Output each line exactly as it appears, skipping any embedded picture.
---------------
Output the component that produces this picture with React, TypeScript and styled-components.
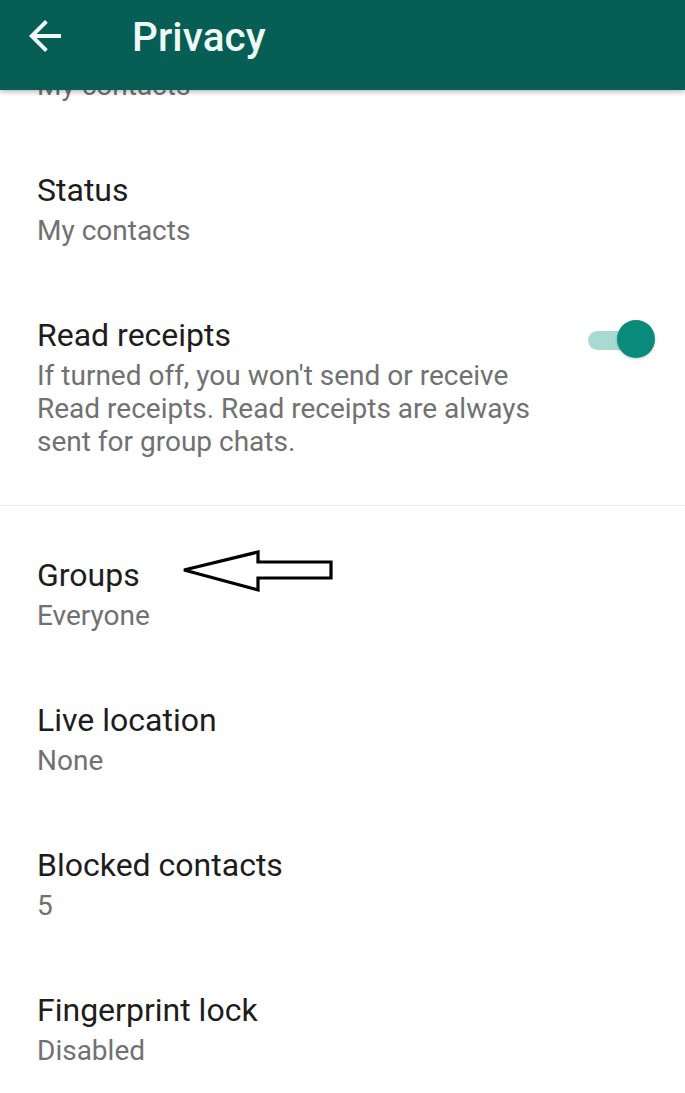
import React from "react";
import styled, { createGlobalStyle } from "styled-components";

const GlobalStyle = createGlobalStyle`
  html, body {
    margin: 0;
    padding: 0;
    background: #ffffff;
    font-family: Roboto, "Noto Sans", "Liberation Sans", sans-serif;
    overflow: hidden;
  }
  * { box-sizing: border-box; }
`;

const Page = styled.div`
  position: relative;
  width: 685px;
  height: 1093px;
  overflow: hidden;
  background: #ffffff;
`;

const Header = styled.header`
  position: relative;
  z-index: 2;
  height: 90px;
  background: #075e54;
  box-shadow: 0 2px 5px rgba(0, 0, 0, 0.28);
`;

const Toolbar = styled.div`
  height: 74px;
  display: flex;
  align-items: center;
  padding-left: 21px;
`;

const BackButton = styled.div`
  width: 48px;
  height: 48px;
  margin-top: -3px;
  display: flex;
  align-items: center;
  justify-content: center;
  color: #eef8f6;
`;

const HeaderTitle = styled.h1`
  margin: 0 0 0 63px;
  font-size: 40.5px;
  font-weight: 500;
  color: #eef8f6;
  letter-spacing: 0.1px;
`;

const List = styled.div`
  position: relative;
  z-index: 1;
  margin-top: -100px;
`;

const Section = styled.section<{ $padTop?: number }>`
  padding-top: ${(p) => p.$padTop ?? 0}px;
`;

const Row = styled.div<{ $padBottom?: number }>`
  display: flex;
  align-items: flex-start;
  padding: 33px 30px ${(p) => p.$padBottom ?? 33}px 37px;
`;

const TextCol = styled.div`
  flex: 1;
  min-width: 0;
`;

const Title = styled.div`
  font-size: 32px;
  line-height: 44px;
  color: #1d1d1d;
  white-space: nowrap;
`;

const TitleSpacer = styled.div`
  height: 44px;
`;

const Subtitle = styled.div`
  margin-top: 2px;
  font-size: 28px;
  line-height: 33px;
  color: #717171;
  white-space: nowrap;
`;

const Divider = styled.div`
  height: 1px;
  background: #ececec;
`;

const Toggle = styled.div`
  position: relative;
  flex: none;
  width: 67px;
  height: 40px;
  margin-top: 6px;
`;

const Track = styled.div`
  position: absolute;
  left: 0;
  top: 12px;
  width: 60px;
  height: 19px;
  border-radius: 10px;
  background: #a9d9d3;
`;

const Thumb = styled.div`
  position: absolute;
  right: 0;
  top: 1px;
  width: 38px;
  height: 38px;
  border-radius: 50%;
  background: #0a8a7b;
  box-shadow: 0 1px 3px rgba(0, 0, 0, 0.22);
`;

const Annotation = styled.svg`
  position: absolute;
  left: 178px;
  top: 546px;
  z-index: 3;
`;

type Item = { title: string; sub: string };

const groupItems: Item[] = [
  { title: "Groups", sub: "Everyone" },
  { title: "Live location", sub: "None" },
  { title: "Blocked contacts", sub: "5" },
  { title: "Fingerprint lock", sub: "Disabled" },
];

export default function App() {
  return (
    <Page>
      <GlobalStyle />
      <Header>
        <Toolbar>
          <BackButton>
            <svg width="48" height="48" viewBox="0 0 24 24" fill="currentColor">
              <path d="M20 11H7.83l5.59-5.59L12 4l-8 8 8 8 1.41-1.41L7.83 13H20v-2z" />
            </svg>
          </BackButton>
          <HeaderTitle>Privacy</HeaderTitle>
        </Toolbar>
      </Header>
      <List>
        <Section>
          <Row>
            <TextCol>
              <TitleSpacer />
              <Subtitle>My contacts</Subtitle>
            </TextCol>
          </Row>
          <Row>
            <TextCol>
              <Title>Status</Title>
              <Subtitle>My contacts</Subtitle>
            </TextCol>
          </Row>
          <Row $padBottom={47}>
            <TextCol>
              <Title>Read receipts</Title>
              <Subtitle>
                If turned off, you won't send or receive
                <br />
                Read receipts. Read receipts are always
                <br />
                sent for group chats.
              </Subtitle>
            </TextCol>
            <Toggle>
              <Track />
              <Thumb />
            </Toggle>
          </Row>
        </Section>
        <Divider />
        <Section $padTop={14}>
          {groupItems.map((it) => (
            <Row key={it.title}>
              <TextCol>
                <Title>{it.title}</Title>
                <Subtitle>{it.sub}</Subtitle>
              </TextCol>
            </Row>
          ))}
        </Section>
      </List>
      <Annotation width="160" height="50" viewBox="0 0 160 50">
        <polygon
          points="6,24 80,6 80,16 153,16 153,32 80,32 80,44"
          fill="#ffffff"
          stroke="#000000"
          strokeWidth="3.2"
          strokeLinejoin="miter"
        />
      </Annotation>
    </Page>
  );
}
---------------
● Task result
Output the component that produces this picture with React, TypeScript and styled-components.
import React from "react";
import styled, { createGlobalStyle } from "styled-components";

const GlobalStyle = createGlobalStyle`
  html, body {
    margin: 0;
    padding: 0;
    background: #ffffff;
    font-family: Roboto, "Noto Sans", "Liberation Sans", sans-serif;
    overflow: hidden;
  }
  * { box-sizing: border-box; }
`;

const Page = styled.div`
  position: relative;
  width: 685px;
  height: 1093px;
  overflow: hidden;
  background: #ffffff;
`;

const Header = styled.header`
  position: relative;
  z-index: 2;
  height: 90px;
  background: #075e54;
  box-shadow: 0 2px 5px rgba(0, 0, 0, 0.28);
`;

const Toolbar = styled.div`
  height: 74px;
  display: flex;
  align-items: center;
  padding-left: 21px;
`;

const BackButton = styled.div`
  width: 48px;
  height: 48px;
  margin-top: -3px;
  display: flex;
  align-items: center;
  justify-content: center;
  color: #eef8f6;
`;

const HeaderTitle = styled.h1`
  margin: 0 0 0 63px;
  font-size: 40.5px;
  font-weight: 500;
  color: #eef8f6;
  letter-spacing: 0.1px;
`;

const List = styled.div`
  position: relative;
  z-index: 1;
  margin-top: -100px;
`;

const Section = styled.section<{ $padTop?: number }>`
  padding-top: ${(p) => p.$padTop ?? 0}px;
`;

const Row = styled.div<{ $padBottom?: number }>`
  display: flex;
  align-items: flex-start;
  padding: 33px 30px ${(p) => p.$padBottom ?? 33}px 37px;
`;

const TextCol = styled.div`
  flex: 1;
  min-width: 0;
`;

const Title = styled.div`
  font-size: 32px;
  line-height: 44px;
  color: #1d1d1d;
  white-space: nowrap;
`;

const TitleSpacer = styled.div`
  height: 44px;
`;

const Subtitle = styled.div`
  margin-top: 2px;
  font-size: 28px;
  line-height: 33px;
  color: #717171;
  white-space: nowrap;
`;

const Divider = styled.div`
  height: 1px;
  background: #ececec;
`;

const Toggle = styled.div`
  position: relative;
  flex: none;
  width: 67px;
  height: 40px;
  margin-top: 6px;
`;

const Track = styled.div`
  position: absolute;
  left: 0;
  top: 12px;
  width: 60px;
  height: 19px;
  border-radius: 10px;
  background: #a9d9d3;
`;

const Thumb = styled.div`
  position: absolute;
  right: 0;
  top: 1px;
  width: 38px;
  height: 38px;
  border-radius: 50%;
  background: #0a8a7b;
  box-shadow: 0 1px 3px rgba(0, 0, 0, 0.22);
`;

const Annotation = styled.svg`
  position: absolute;
  left: 178px;
  top: 546px;
  z-index: 3;
`;

type Item = { title: string; sub: string };

const groupItems: Item[] = [
  { title: "Groups", sub: "Everyone" },
  { title: "Live location", sub: "None" },
  { title: "Blocked contacts", sub: "5" },
  { title: "Fingerprint lock", sub: "Disabled" },
];

export default function App() {
  return (
    <Page>
      <GlobalStyle />
      <Header>
        <Toolbar>
          <BackButton>
            <svg width="48" height="48" viewBox="0 0 24 24" fill="currentColor">
              <path d="M20 11H7.83l5.59-5.59L12 4l-8 8 8 8 1.41-1.41L7.83 13H20v-2z" />
            </svg>
          </BackButton>
          <HeaderTitle>Privacy</HeaderTitle>
        </Toolbar>
      </Header>
      <List>
        <Section>
          <Row>
            <TextCol>
              <TitleSpacer />
              <Subtitle>My contacts</Subtitle>
            </TextCol>
          </Row>
          <Row>
            <TextCol>
              <Title>Status</Title>
              <Subtitle>My contacts</Subtitle>
            </TextCol>
          </Row>
          <Row $padBottom={47}>
            <TextCol>
              <Title>Read receipts</Title>
              <Subtitle>
                If turned off, you won't send or receive
                <br />
                Read receipts. Read receipts are always
                <br />
                sent for group chats.
              </Subtitle>
            </TextCol>
            <Toggle>
              <Track />
              <Thumb />
            </Toggle>
          </Row>
        </Section>
        <Divider />
        <Section $padTop={14}>
          {groupItems.map((it) => (
            <Row key={it.title}>
              <TextCol>
                <Title>{it.title}</Title>
                <Subtitle>{it.sub}</Subtitle>
              </TextCol>
            </Row>
          ))}
        </Section>
      </List>
      <Annotation width="160" height="50" viewBox="0 0 160 50">
        <polygon
          points="6,24 80,6 80,16 153,16 153,32 80,32 80,44"
          fill="#ffffff"
          stroke="#000000"
          strokeWidth="3.2"
          strokeLinejoin="miter"
        />
      </Annotation>
    </Page>
  );
}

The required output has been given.